§ **Goal**
Look below and pull out each line with the word "components".

▶

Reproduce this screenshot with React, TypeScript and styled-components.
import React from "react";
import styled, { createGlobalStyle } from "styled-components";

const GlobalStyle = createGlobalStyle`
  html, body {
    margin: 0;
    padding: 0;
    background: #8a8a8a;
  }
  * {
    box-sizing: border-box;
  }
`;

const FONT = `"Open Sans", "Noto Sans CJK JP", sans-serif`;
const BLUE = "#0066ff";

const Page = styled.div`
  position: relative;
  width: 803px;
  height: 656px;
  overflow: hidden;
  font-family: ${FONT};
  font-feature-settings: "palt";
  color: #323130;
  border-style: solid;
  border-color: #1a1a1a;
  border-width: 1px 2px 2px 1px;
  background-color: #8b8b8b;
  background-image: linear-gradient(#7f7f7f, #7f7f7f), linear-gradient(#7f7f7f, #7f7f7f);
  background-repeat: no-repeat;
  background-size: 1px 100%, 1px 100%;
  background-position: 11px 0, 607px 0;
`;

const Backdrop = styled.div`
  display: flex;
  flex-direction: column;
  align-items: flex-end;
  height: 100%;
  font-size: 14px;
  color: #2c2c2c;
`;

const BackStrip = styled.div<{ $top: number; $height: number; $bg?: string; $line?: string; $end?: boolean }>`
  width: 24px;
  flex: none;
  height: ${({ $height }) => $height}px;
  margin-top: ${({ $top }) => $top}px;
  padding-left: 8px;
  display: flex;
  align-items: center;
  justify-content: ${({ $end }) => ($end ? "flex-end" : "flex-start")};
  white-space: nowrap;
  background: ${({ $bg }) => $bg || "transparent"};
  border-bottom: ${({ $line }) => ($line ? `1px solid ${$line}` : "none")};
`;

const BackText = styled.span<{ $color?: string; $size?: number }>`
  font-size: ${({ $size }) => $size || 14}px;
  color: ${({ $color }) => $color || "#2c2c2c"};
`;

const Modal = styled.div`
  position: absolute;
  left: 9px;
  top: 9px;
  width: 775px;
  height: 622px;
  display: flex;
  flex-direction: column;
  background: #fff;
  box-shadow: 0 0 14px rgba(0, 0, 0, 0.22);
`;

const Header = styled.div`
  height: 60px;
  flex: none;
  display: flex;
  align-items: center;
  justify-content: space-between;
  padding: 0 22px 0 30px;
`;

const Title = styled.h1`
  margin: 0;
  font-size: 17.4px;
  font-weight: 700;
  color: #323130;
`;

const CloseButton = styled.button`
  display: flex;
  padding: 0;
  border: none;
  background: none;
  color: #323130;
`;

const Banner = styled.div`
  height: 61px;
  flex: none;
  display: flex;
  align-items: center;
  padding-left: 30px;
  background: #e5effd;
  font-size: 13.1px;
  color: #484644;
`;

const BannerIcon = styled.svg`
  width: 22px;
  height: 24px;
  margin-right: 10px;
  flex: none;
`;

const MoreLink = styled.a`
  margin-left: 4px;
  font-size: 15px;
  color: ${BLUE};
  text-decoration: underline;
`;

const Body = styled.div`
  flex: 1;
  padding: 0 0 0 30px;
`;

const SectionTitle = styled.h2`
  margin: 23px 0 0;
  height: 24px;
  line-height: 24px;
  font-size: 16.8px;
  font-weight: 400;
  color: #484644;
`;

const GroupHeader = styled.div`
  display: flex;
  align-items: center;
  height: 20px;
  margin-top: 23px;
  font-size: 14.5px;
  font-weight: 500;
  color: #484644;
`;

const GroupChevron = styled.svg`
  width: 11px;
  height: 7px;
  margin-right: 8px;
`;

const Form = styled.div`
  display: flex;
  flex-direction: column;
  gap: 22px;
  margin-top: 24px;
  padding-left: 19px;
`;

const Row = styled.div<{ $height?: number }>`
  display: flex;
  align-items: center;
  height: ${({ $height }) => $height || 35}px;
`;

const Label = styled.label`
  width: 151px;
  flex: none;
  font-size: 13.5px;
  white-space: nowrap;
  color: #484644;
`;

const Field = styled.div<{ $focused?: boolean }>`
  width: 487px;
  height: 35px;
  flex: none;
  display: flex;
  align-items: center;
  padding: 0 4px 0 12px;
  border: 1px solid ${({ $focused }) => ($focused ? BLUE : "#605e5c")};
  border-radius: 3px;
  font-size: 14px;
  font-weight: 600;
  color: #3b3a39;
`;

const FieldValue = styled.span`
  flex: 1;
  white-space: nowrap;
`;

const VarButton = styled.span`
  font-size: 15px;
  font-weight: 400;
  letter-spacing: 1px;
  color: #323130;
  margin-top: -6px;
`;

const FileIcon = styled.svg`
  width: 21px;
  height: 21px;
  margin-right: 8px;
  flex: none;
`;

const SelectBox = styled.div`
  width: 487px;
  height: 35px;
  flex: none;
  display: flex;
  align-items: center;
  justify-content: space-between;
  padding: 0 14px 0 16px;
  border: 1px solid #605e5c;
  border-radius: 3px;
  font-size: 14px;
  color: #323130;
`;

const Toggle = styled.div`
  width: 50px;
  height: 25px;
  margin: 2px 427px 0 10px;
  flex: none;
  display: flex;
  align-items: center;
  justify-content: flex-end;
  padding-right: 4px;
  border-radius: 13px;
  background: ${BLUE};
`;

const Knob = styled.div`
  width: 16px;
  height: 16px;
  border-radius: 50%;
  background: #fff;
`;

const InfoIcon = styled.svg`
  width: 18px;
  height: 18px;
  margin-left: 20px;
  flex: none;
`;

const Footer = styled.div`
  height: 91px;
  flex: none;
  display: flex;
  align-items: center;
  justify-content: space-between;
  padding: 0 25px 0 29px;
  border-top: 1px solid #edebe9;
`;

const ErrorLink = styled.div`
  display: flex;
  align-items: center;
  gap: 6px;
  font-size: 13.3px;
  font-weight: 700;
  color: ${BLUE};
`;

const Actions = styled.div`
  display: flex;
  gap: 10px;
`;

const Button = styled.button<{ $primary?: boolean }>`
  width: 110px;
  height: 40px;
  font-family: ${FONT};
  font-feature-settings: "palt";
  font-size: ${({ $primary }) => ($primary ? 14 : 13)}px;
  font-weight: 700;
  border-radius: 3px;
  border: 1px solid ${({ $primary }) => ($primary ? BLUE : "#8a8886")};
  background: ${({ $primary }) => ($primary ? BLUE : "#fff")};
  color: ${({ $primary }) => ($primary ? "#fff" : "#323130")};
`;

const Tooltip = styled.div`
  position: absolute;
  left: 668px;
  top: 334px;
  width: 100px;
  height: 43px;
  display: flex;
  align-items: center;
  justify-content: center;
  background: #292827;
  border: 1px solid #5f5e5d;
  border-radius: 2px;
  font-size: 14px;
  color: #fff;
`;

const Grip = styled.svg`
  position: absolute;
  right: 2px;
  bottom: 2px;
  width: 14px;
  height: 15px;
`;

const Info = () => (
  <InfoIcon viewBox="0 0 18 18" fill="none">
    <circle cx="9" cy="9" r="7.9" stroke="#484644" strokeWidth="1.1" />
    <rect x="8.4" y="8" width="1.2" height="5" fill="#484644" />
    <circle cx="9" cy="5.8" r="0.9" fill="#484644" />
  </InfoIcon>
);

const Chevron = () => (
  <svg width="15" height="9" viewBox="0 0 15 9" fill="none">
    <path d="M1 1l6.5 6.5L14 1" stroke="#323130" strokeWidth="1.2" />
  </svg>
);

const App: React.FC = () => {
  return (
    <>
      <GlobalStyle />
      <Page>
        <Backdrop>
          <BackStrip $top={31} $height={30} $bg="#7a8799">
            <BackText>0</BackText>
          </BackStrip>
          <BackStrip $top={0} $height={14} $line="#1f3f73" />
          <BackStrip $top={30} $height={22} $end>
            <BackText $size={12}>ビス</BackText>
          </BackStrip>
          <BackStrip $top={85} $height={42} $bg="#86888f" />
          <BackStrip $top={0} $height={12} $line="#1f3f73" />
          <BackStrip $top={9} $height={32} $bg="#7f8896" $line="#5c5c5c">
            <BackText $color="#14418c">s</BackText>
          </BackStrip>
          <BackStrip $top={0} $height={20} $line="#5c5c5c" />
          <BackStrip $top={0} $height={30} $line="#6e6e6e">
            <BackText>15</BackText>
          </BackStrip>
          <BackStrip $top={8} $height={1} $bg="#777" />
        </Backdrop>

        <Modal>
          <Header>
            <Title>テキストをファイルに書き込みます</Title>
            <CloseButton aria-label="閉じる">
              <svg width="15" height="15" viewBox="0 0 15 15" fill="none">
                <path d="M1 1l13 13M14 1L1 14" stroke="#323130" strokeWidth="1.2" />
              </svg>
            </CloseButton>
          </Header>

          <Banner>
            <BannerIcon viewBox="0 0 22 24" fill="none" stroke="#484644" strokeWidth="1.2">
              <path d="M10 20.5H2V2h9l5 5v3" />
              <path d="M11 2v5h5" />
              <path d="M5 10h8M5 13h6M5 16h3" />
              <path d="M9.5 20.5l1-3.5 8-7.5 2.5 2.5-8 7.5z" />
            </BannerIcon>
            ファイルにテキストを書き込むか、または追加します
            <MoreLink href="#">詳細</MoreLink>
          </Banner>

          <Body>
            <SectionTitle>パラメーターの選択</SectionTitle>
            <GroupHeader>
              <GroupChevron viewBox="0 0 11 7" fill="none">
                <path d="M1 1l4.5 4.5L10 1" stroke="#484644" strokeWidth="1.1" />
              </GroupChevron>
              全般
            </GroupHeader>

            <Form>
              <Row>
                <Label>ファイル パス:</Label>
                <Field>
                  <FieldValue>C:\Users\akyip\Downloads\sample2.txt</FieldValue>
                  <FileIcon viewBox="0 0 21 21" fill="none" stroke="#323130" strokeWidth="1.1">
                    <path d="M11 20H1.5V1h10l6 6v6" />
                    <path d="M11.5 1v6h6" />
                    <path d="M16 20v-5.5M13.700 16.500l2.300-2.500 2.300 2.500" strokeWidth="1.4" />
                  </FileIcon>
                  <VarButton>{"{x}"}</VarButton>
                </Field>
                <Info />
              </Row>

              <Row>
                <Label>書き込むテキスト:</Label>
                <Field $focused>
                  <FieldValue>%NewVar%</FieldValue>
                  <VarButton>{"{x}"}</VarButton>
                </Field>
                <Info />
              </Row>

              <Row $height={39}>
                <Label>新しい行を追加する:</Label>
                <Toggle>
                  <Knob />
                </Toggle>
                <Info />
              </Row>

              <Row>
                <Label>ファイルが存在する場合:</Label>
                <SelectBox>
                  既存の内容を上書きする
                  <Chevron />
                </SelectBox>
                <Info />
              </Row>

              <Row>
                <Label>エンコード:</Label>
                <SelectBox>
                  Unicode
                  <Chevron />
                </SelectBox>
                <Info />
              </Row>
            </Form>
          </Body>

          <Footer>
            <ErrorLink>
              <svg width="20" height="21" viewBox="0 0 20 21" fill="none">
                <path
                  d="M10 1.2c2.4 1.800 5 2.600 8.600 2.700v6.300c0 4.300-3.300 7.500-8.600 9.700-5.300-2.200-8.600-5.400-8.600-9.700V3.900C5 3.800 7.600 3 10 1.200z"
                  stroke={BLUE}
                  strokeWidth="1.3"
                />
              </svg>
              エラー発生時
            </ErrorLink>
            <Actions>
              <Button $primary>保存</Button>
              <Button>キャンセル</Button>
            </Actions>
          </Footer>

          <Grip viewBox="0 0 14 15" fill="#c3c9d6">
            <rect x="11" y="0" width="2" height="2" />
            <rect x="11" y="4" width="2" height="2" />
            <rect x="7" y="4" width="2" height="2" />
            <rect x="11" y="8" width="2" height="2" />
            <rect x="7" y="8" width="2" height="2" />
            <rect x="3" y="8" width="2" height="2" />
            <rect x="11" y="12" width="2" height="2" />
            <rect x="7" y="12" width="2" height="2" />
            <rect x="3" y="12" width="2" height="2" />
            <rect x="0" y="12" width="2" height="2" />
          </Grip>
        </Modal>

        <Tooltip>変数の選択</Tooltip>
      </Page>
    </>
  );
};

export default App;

◀

§ **Completed task**
Reproduce this screenshot with React, TypeScript and styled-components.
import styled, { createGlobalStyle } from "styled-components";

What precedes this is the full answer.